Ici durant le troisième match de groupe à l'occasion de la Coupe du monde féminine 2011 contre le pays hôte, l'Allemagne (photo Patrik STOLLARZ / AFP). 

Des femmes dans le football vous ont-elles inspirée ?
Non parce qu’à l’époque le football féminin n’était pas médiatisé. La première que j’ai connue, c’était Marinette Pichon parce qu’elle partait aux États-Unis et que les médias s’y sont un peu intéressés. Mais c’était déjà tard dans mon cursus et je ne l’ai jamais vue jouer. En matière de football, je n’ai eu que des modèles masculins. Mais aujourd’hui je suis heureuse de constater que tout cela a changé. Les jeunes filles peuvent désormais s’identifier à nous, c’est là qu’on mesure l’évolution.

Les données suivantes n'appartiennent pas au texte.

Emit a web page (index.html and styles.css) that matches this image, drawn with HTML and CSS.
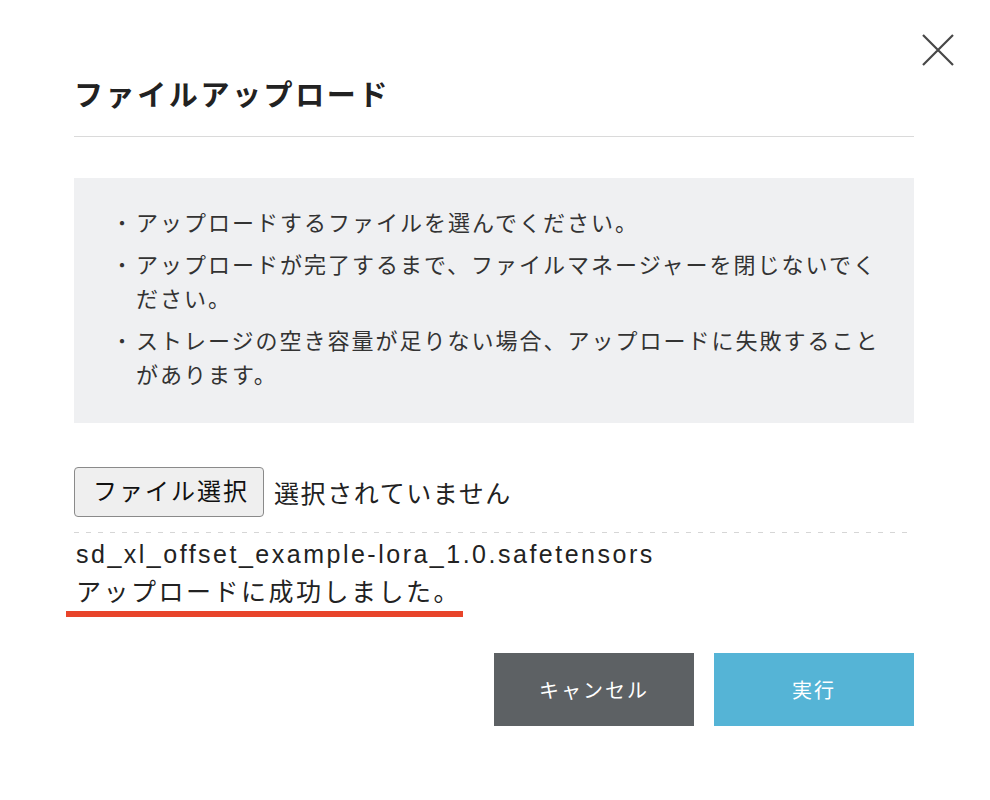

Stéphanie Frappart ? Ce qui me réjouit surtout c’est qu’on parle d’elle avant tout pour ses compétences et ses réussites.

 

Stéphanie Frappart est aussi un symbole de cette évolution positive du football vers la mixité…
Je suis son actualité. C’est une précurseure, quelqu’un qui montre la voie à d’autres femmes. Ce qu’il faut avant tout c’est qu’on ait des arbitres capables et elle, elle démontre que c’est possible. C’est un exemple à suivre pour toutes les arbitres au niveau national comme international et c’est une très bonne chose pour la France. Mais ce qui me réjouit surtout c’est qu’on parle d’elle avant tout pour ses compétences et ses réussites. 

La FIFA a pris certaines mesures pour favoriser la maternité chez les joueuses pros. Qu’en pensez-vous ?
C’est un bon début mais il y a encore beaucoup de choses à faire pour accompagner les joueuses qui ont un désir de grossesse durant leur carrière. Aujourd’hui, cela se fait la plupart du temps après car c’est trop compliqué pour diverses raisons de le faire pendant. Les sportives doivent être soutenues par tous les acteurs du sport. La maternité est quelque chose de normal pour une femme dans les autres métiers, pourquoi pas pour une sportive professionnelle ? Physiologiquement, c’est possible."